State oil marketing companies bore the heaviest burden. Indian Oil, Bharat Petroleum and Hindustan Petroleum control roughly 90 percent of the country’s more than 100,000 retail stations. They sell fuel below market rates to protect consumers. On petrol they lose about nine rupees per litre. Higher volumes at those subsidized prices hammered their margins even as India remains a net exporter of refined products.

Bloomberg noted the retailers struggled to cope with demand while selling at a loss. The curbs redirected commercial traffic to bulk terminals. They stopped resale of capped diesel purchases. The measures worked. Shortages eased. Private pump sales began to stabilize.

Now the curbs are gone. Supply chains appear to have adapted. Tensions in the region have not vanished, yet immediate panic has subsided. Oil prices, while elevated, no longer threaten outright domestic stockouts.

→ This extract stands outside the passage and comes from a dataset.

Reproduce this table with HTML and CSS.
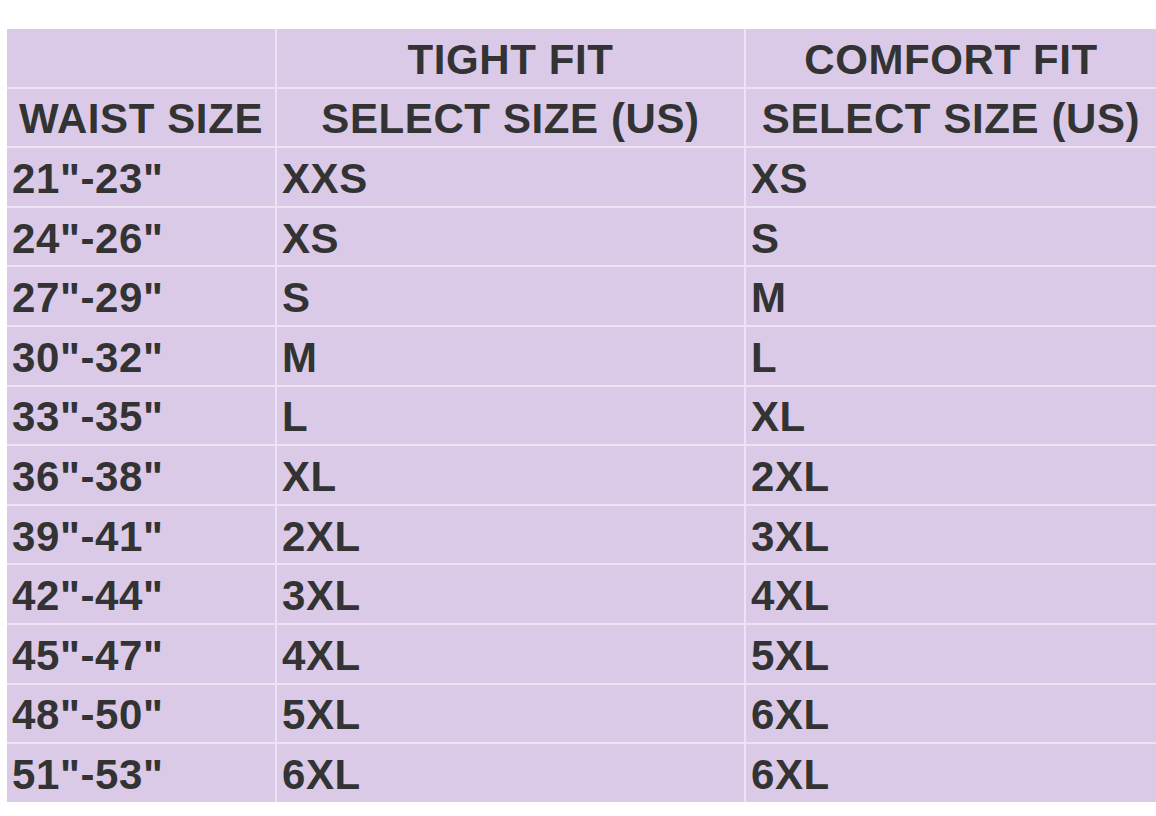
FILE: index.html
```html
<!DOCTYPE html>
<html>
<head>
<meta charset="utf-8">
<link rel="stylesheet" href="styles.css">
</head>
<body>
<div class="chart">
  <div class="cell head"></div>
  <div class="cell head">TIGHT FIT</div>
  <div class="cell head">COMFORT FIT</div>
  <div class="cell head">WAIST SIZE</div>
  <div class="cell head">SELECT SIZE (US)</div>
  <div class="cell head">SELECT SIZE (US)</div>

  <div class="cell">21"-23"</div><div class="cell">XXS</div><div class="cell">XS</div>
  <div class="cell">24"-26"</div><div class="cell">XS</div><div class="cell">S</div>
  <div class="cell">27"-29"</div><div class="cell">S</div><div class="cell">M</div>
  <div class="cell">30"-32"</div><div class="cell">M</div><div class="cell">L</div>
  <div class="cell">33"-35"</div><div class="cell">L</div><div class="cell">XL</div>
  <div class="cell">36"-38"</div><div class="cell">XL</div><div class="cell">2XL</div>
  <div class="cell">39"-41"</div><div class="cell">2XL</div><div class="cell">3XL</div>
  <div class="cell">42"-44"</div><div class="cell">3XL</div><div class="cell">4XL</div>
  <div class="cell">45"-47"</div><div class="cell">4XL</div><div class="cell">5XL</div>
  <div class="cell">48"-50"</div><div class="cell">5XL</div><div class="cell">6XL</div>
  <div class="cell">51"-53"</div><div class="cell">6XL</div><div class="cell">6XL</div>
</div>
</body>
</html>
```

FILE: styles.css
```css
html, body {
  margin: 0;
  padding: 0;
  background: #ffffff;
  overflow: hidden;
}

body {
  padding-top: 29px;
  padding-left: 7px;
  font-family: "Liberation Sans", Arial, sans-serif;
}

.chart {
  width: 1149px;
  display: grid;
  grid-template-columns: 268px 467px 1fr;
  grid-auto-rows: 57.6px;
  gap: 2px;
  background: #ede4f3;
}

.cell {
  background: #dacae8;
  color: #333333;
  font-weight: bold;
  font-size: 42px;
  letter-spacing: 0.6px;
  line-height: 1;
  display: flex;
  align-items: center;
  padding-left: 5px;
  padding-top: 4px;
  white-space: nowrap;
}

.head {
  justify-content: center;
  padding-left: 0;
}
```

The episode reveals vulnerabilities in India’s fuel distribution system. Retail prices are kept artificially low for voters and small consumers. That creates powerful incentives for diversion. When global shocks hit, the system strains. Bulk buyers migrate to subsidized outlets. State firms absorb losses. Private players lose market share.

Analysts have long warned about this mismatch. Diesel represents 40 percent of fuel demand. Trucks and industry move the economy. Yet policy treats retail pumps as a safety valve. The June restrictions were a blunt fix. They worked in the short term. Their quick removal suggests authorities monitored the situation closely and acted when pressure lifted.

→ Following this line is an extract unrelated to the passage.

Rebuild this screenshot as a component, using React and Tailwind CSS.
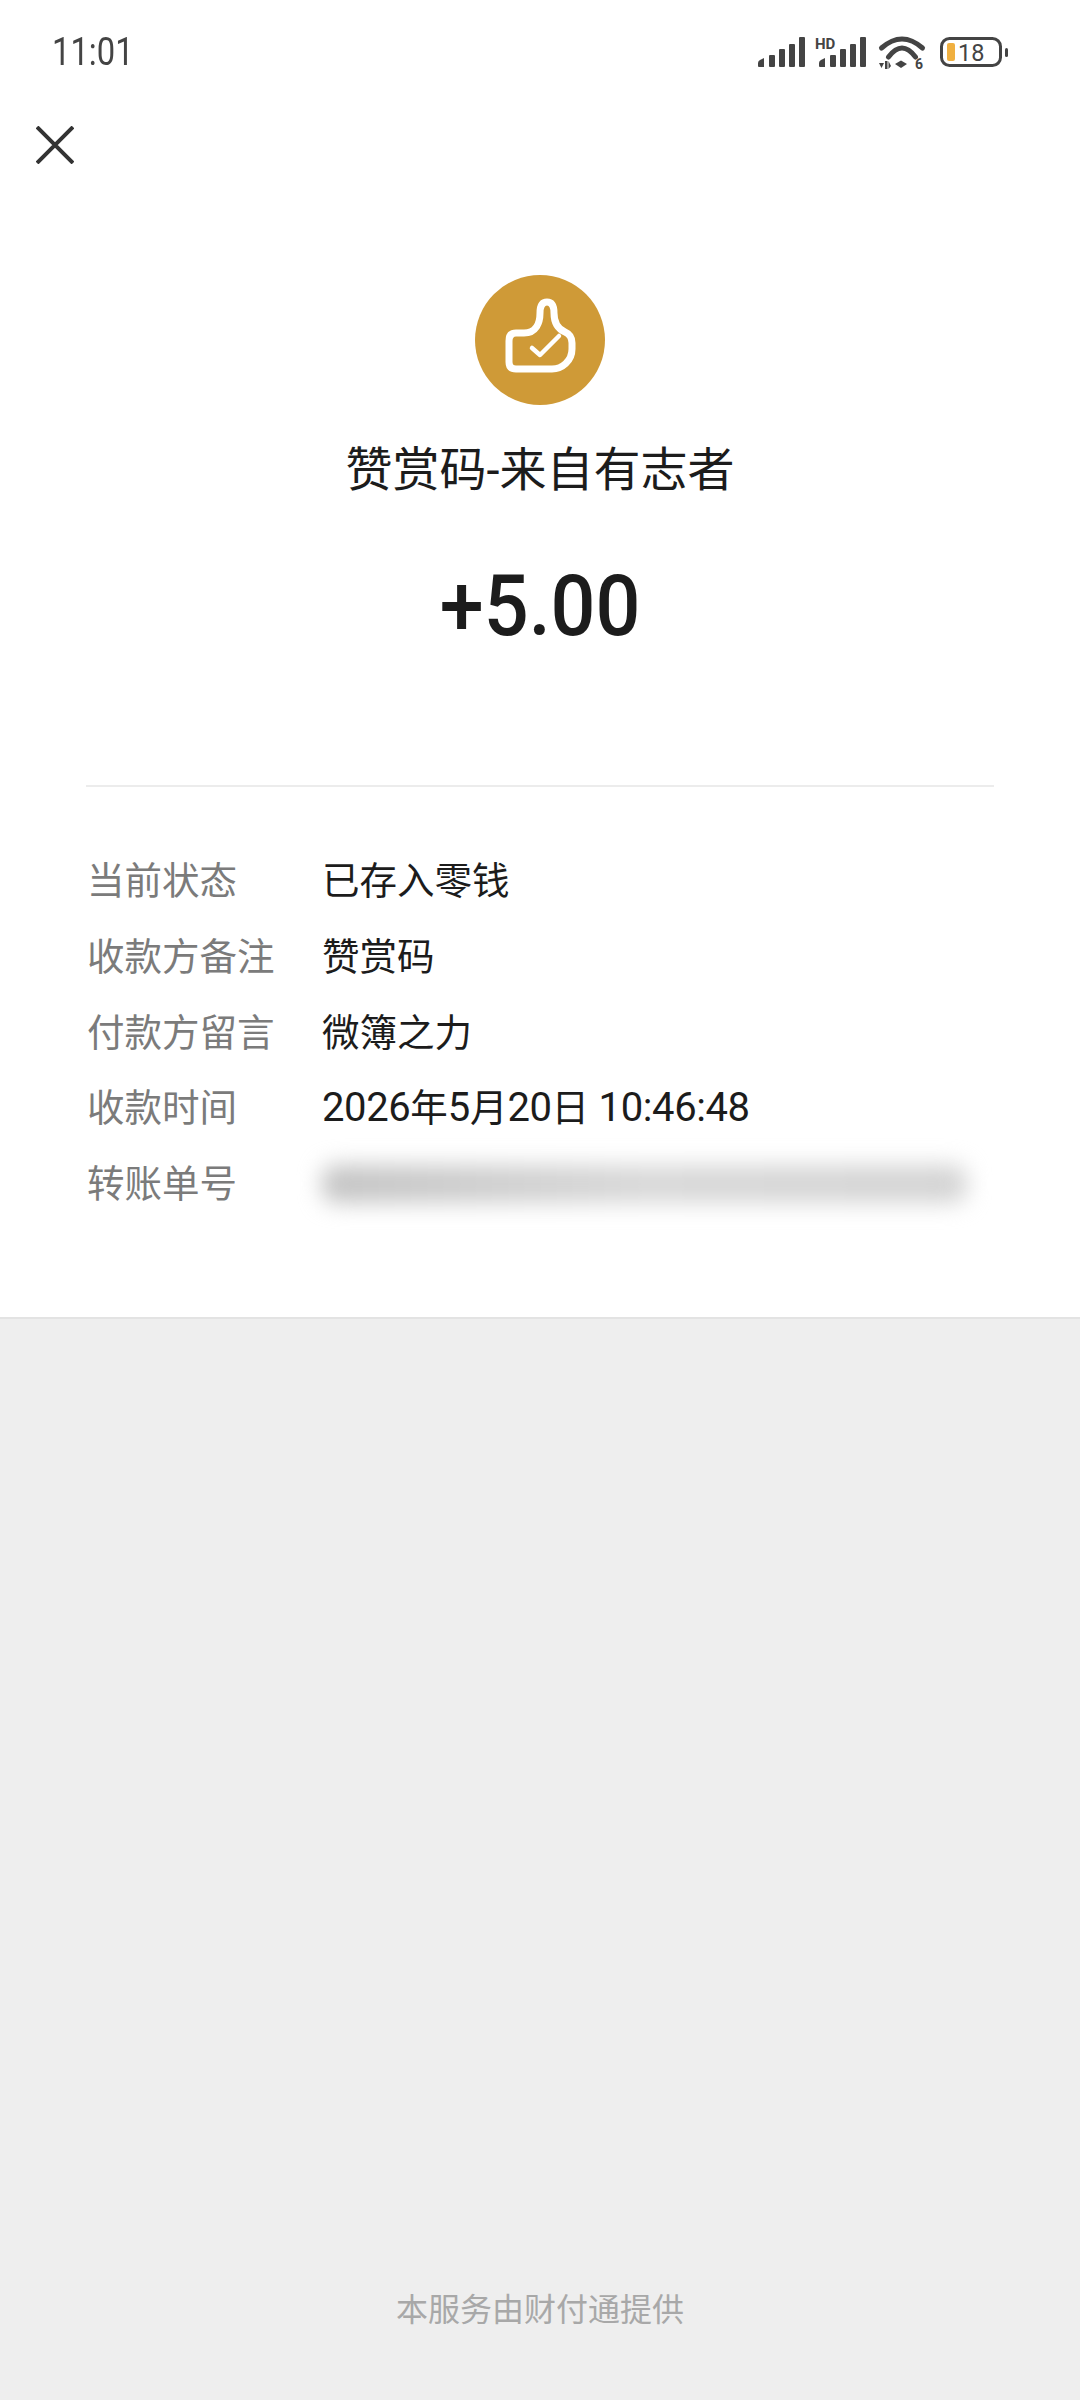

Investing.com first flagged the lifting of restrictions in an article published Monday. The government order itself provides the clearest signal. No extension. No phased rollback. Full resumption of normal sales from Tuesday.

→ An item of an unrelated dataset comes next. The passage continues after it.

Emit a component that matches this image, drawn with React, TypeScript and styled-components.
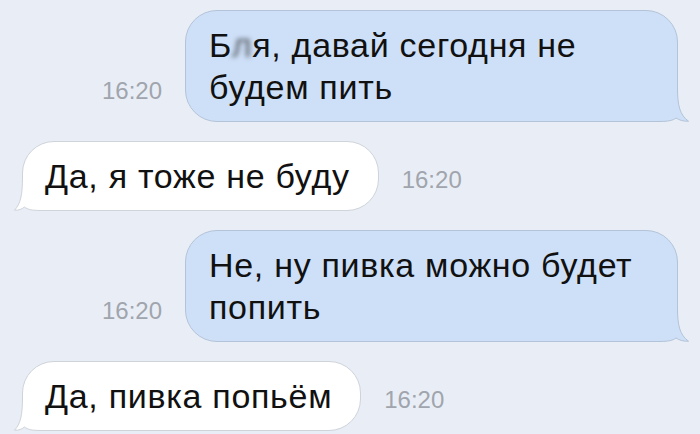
import React from 'react'
import styled, { createGlobalStyle } from 'styled-components'

type Side = 'out' | 'in'

interface Message {
  id: number
  side: Side
  time: string
  text: React.ReactNode
}

const palette = {
  page: '#e9eef6',
  outFill: '#cee0f8',
  outLine: '#b3c3d8',
  inFill: '#ffffff',
  inLine: '#cfd3da',
  time: '#a0a5ad',
}

const GlobalStyle = createGlobalStyle`
  html, body {
    margin: 0;
    padding: 0;
    background: ${palette.page};
  }
  body {
    font-family: 'Liberation Sans', Arial, Helvetica, sans-serif;
    -webkit-font-smoothing: antialiased;
  }
`

const Thread = styled.div`
  width: 700px;
  height: 434px;
  box-sizing: border-box;
  padding: 10px 22px 0 22px;
  display: flex;
  flex-direction: column;
  gap: 19px;
  overflow: hidden;
  background: ${palette.page};
`

const Row = styled.div<{ $side: Side }>`
  display: flex;
  align-items: flex-end;
  justify-content: ${({ $side }) => ($side === 'out' ? 'flex-end' : 'flex-start')};
  gap: 23px;
`

const Time = styled.span`
  font-size: 24px;
  line-height: 24px;
  color: ${palette.time};
  margin-bottom: 19px;
  flex-shrink: 0;
`

const Bubble = styled.div<{ $side: Side }>`
  position: relative;
  box-sizing: border-box;
  max-width: 493px;
  padding: ${({ $side }) => ($side === 'out' ? '13px 25px 13px 23px' : '13px 28px 13px 22px')};
  border-radius: 32px;
  font-size: 34px;
  line-height: 42px;
  letter-spacing: 0.7px;
  color: #111;
  background: ${({ $side }) => ($side === 'out' ? palette.outFill : palette.inFill)};
  border: 1px solid ${({ $side }) => ($side === 'out' ? palette.outLine : palette.inLine)};
`

const Tail = styled.svg<{ $side: Side }>`
  position: absolute;
  bottom: -1px;
  width: 50px;
  height: 34px;
  overflow: visible;
  ${({ $side }) => ($side === 'out' ? 'right: -12px;' : 'left: -12px;')}
`

const Content = styled.span`
  position: relative;
  z-index: 1;
`

const Censored = styled.span`
  filter: blur(2.5px);
  color: #52575e;
`

const messages: Message[] = [
  {
    id: 1,
    side: 'out',
    time: '16:20',
    text: (
      <>
        Б<Censored>л</Censored>я, давай сегодня не будем пить
      </>
    ),
  },
  { id: 2, side: 'in', time: '16:20', text: 'Да, я тоже не буду' },
  { id: 3, side: 'out', time: '16:20', text: 'Не, ну пивка можно будет попить' },
  { id: 4, side: 'in', time: '16:20', text: 'Да, пивка попьём' },
]

// hook that replaces the bottom corner: the outline, then the edge that closes the fill
const tailEdge: Record<Side, string> = {
  in: 'M11.5 0 C11.5 18 9.5 27 3.5 33.2 C8 33.5 11 32 13.5 30 C16.5 32.5 21 33.5 30 33.5 L50 33.5',
  out: 'M38.5 0 C38.5 18 41 27 49.5 33.2 C44 33.5 40 32 37 30 C34 32.5 29 33.5 20 33.5 L0 33.5',
}
const tailClose: Record<Side, string> = {
  in: ' L50 0 Z',
  out: ' L0 0 Z',
}

const BubbleTail: React.FC<{ side: Side }> = ({ side }) => {
  const fill = side === 'out' ? palette.outFill : palette.inFill
  const stroke = side === 'out' ? palette.outLine : palette.inLine
  return (
    <Tail $side={side} viewBox="0 0 50 34">
      <path d={tailEdge[side] + tailClose[side]} fill={fill} />
      <path d={tailEdge[side]} fill="none" stroke={stroke} strokeWidth="1" />
    </Tail>
  )
}

const App: React.FC = () => {
  return (
    <>
      <GlobalStyle />
      <Thread>
        {messages.map((m) => {
          const bubble = (
            <Bubble key="bubble" $side={m.side}>
              <BubbleTail side={m.side} />
              <Content>{m.text}</Content>
            </Bubble>
          )
          const time = <Time key="time">{m.time}</Time>
          return (
            <Row key={m.id} $side={m.side}>
              {m.side === 'out' ? [time, bubble] : [bubble, time]}
            </Row>
          )
        })}
      </Thread>
    </>
  )
}

export default App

Trucking associations and industrial users will welcome the change. They regain flexibility. Fuel stations regain volume. State oil companies still face underlying losses on every subsidized litre. Those fiscal hits continue. The government has trimmed export duties on petrol and diesel in recent months to manage refinery economics. It has also cut some taxes earlier this year.

Longer term, India wants to reduce import dependence. Ethanol blending targets rise. Electric vehicles gain policy support in certain segments. Yet diesel demand grows with freight and agriculture. Any future disruption, whether from the Middle East or elsewhere, could revive similar controls.

The episode also highlights the power of arbitrage in energy markets. A 40-rupee gap per litre is too tempting to ignore. Commercial buyers shifted behavior almost overnight. Sales at state pumps jumped more than 30 percent in some regions. Private outlets saw volumes collapse by nearly 60 percent in May data cited by the government.

Such swings distort markets. They punish private investment in retail infrastructure. They complicate inventory planning for refiners. And they force reactive policy making.

So the restrictions end. Normal trade resumes. But the underlying tensions remain. Global oil markets stay tight. India’s import bill has climbed. The rupee has faced pressure. Investors have rotated out of some domestic assets.

Policy makers bought time with the June measures. They protected household consumers and prevented visible queues at pumps. Now they must address the deeper incentive problems. Otherwise the cycle could repeat.

For now, July 1 marks a return to business as usual. Truckers fill tanks without limits. Industrial buyers return to retail if they choose. Fuel stations breathe easier. The episode passes into the record as another reminder of how quickly external shocks can reshape domestic energy policy.

And the government stands ready to act again if needed. The order allows for swift reimposition. That flexibility itself tells a story. Stability is provisional. Geopolitics still dictates the pace.